SHORT TASK: Leave out the images; return the rest of the data exactly.

RECORDED INFORMATION:
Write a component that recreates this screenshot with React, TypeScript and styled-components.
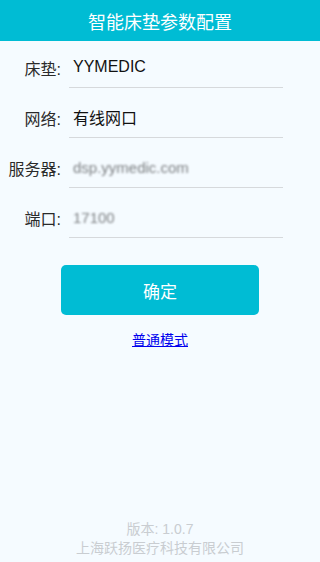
import React, { FC } from "react";
import styled, { createGlobalStyle } from "styled-components";

const GlobalStyle = createGlobalStyle`
  html, body {
    margin: 0;
    padding: 0;
    background: #f5fbff;
    font-family: "Liberation Sans", "Noto Sans CJK SC", sans-serif;
  }
`;

type FieldItem = {
  label: string;
  value: string;
  blurred?: boolean;
};

const fields: FieldItem[] = [
  { label: "床垫:", value: "YYMEDIC" },
  { label: "网络:", value: "有线网口" },
  { label: "服务器:", value: "dsp.yymedic.com", blurred: true },
  { label: "端口:", value: "17100", blurred: true },
];

const App: FC = () => {
  return (
    <>
      <GlobalStyle />
      <Page>
        <Header>智能床垫参数配置</Header>
        <Form>
          {fields.map((f) => (
            <Row key={f.label}>
              <Label>{f.label}</Label>
              <Field>
                <Value $blurred={f.blurred}>{f.value}</Value>
              </Field>
            </Row>
          ))}
        </Form>
        <SubmitBtn type="button">确定</SubmitBtn>
        <ModeLink href="#">普通模式</ModeLink>
        <Footer>
          <FooterLine>版本: 1.0.7</FooterLine>
          <FooterLine>上海跃扬医疗科技有限公司</FooterLine>
        </Footer>
      </Page>
    </>
  );
};

const Page = styled.div`
  width: 100%;
  min-height: 562px;
  display: flex;
  flex-direction: column;
  align-items: center;
  background: #f5fbff;
  overflow: hidden;
`;

const Header = styled.div`
  width: 100%;
  height: 41px;
  background: #00bcd4;
  color: #ffffff;
  font-size: 18px;
  display: flex;
  align-items: center;
  justify-content: center;
`;

const Form = styled.div`
  width: 100%;
  display: flex;
  flex-direction: column;
  gap: 9px;
  padding-top: 6px;
`;

const Row = styled.div`
  display: flex;
  align-items: center;
`;

const Label = styled.div`
  width: 61px;
  text-align: right;
  font-size: 16px;
  color: #2a2a2a;
`;

const Field = styled.div`
  margin-left: 8px;
  width: 210px;
  height: 40px;
  padding-left: 4px;
  border-bottom: 1px solid #d6d9dc;
  display: flex;
  align-items: center;
`;

const Value = styled.span<{ $blurred?: boolean }>`
  color: ${(p) => (p.$blurred ? "#7d8083" : "#111")};
  filter: ${(p) => (p.$blurred ? "blur(1px)" : "none")};
  font-size: ${(p) => (p.$blurred ? "15px" : "16px")};
`;

const SubmitBtn = styled.button`
  margin-top: 27px;
  width: 198px;
  height: 50px;
  border: none;
  border-radius: 5px;
  background: #00bcd4;
  color: #ffffff;
  font-family: "Liberation Sans", "Noto Sans CJK SC", sans-serif;
  font-size: 17px;
  cursor: pointer;
`;

const ModeLink = styled.a`
  margin-top: 14px;
  font-size: 14px;
  color: #0000ee;
  text-decoration: underline;
`;

const Footer = styled.div`
  margin-top: auto;
  padding-bottom: 4px;
  display: flex;
  flex-direction: column;
  align-items: center;
`;

const FooterLine = styled.div`
  font-size: 14px;
  line-height: 19px;
  color: #c9cdd1;
`;

export default App;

OUTPUT OF THE EXERCISE:
Write a component that recreates this screenshot with React, TypeScript and styled-components.
import React, { FC } from "react";
import styled, { createGlobalStyle } from "styled-components";

const GlobalStyle = createGlobalStyle`
  html, body {
    margin: 0;
    padding: 0;
    background: #f5fbff;
    font-family: "Liberation Sans", "Noto Sans CJK SC", sans-serif;
  }
`;

type FieldItem = {
  label: string;
  value: string;
  blurred?: boolean;
};

const fields: FieldItem[] = [
  { label: "床垫:", value: "YYMEDIC" },
  { label: "网络:", value: "有线网口" },
  { label: "服务器:", value: "dsp.yymedic.com", blurred: true },
  { label: "端口:", value: "17100", blurred: true },
];

const App: FC = () => {
  return (
    <>
      <GlobalStyle />
      <Page>
        <Header>智能床垫参数配置</Header>
        <Form>
          {fields.map((f) => (
            <Row key={f.label}>
              <Label>{f.label}</Label>
              <Field>
                <Value $blurred={f.blurred}>{f.value}</Value>
              </Field>
            </Row>
          ))}
        </Form>
        <SubmitBtn type="button">确定</SubmitBtn>
        <ModeLink href="#">普通模式</ModeLink>
        <Footer>
          <FooterLine>版本: 1.0.7</FooterLine>
          <FooterLine>上海跃扬医疗科技有限公司</FooterLine>
        </Footer>
      </Page>
    </>
  );
};

const Page = styled.div`
  width: 100%;
  min-height: 562px;
  display: flex;
  flex-direction: column;
  align-items: center;
  background: #f5fbff;
  overflow: hidden;
`;

const Header = styled.div`
  width: 100%;
  height: 41px;
  background: #00bcd4;
  color: #ffffff;
  font-size: 18px;
  display: flex;
  align-items: center;
  justify-content: center;
`;

const Form = styled.div`
  width: 100%;
  display: flex;
  flex-direction: column;
  gap: 9px;
  padding-top: 6px;
`;

const Row = styled.div`
  display: flex;
  align-items: center;
`;

const Label = styled.div`
  width: 61px;
  text-align: right;
  font-size: 16px;
  color: #2a2a2a;
`;

const Field = styled.div`
  margin-left: 8px;
  width: 210px;
  height: 40px;
  padding-left: 4px;
  border-bottom: 1px solid #d6d9dc;
  display: flex;
  align-items: center;
`;

const Value = styled.span<{ $blurred?: boolean }>`
  color: ${(p) => (p.$blurred ? "#7d8083" : "#111")};
  filter: ${(p) => (p.$blurred ? "blur(1px)" : "none")};
  font-size: ${(p) => (p.$blurred ? "15px" : "16px")};
`;

const SubmitBtn = styled.button`
  margin-top: 27px;
  width: 198px;
  height: 50px;
  border: none;
  border-radius: 5px;
  background: #00bcd4;
  color: #ffffff;
  font-family: "Liberation Sans", "Noto Sans CJK SC", sans-serif;
  font-size: 17px;
  cursor: pointer;
`;

const ModeLink = styled.a`
  margin-top: 14px;
  font-size: 14px;
  color: #0000ee;
  text-decoration: underline;
`;

const Footer = styled.div`
  margin-top: auto;
  padding-bottom: 4px;
  display: flex;
  flex-direction: column;
  align-items: center;
`;

const FooterLine = styled.div`
  font-size: 14px;
  line-height: 19px;
  color: #c9cdd1;
`;

export default App;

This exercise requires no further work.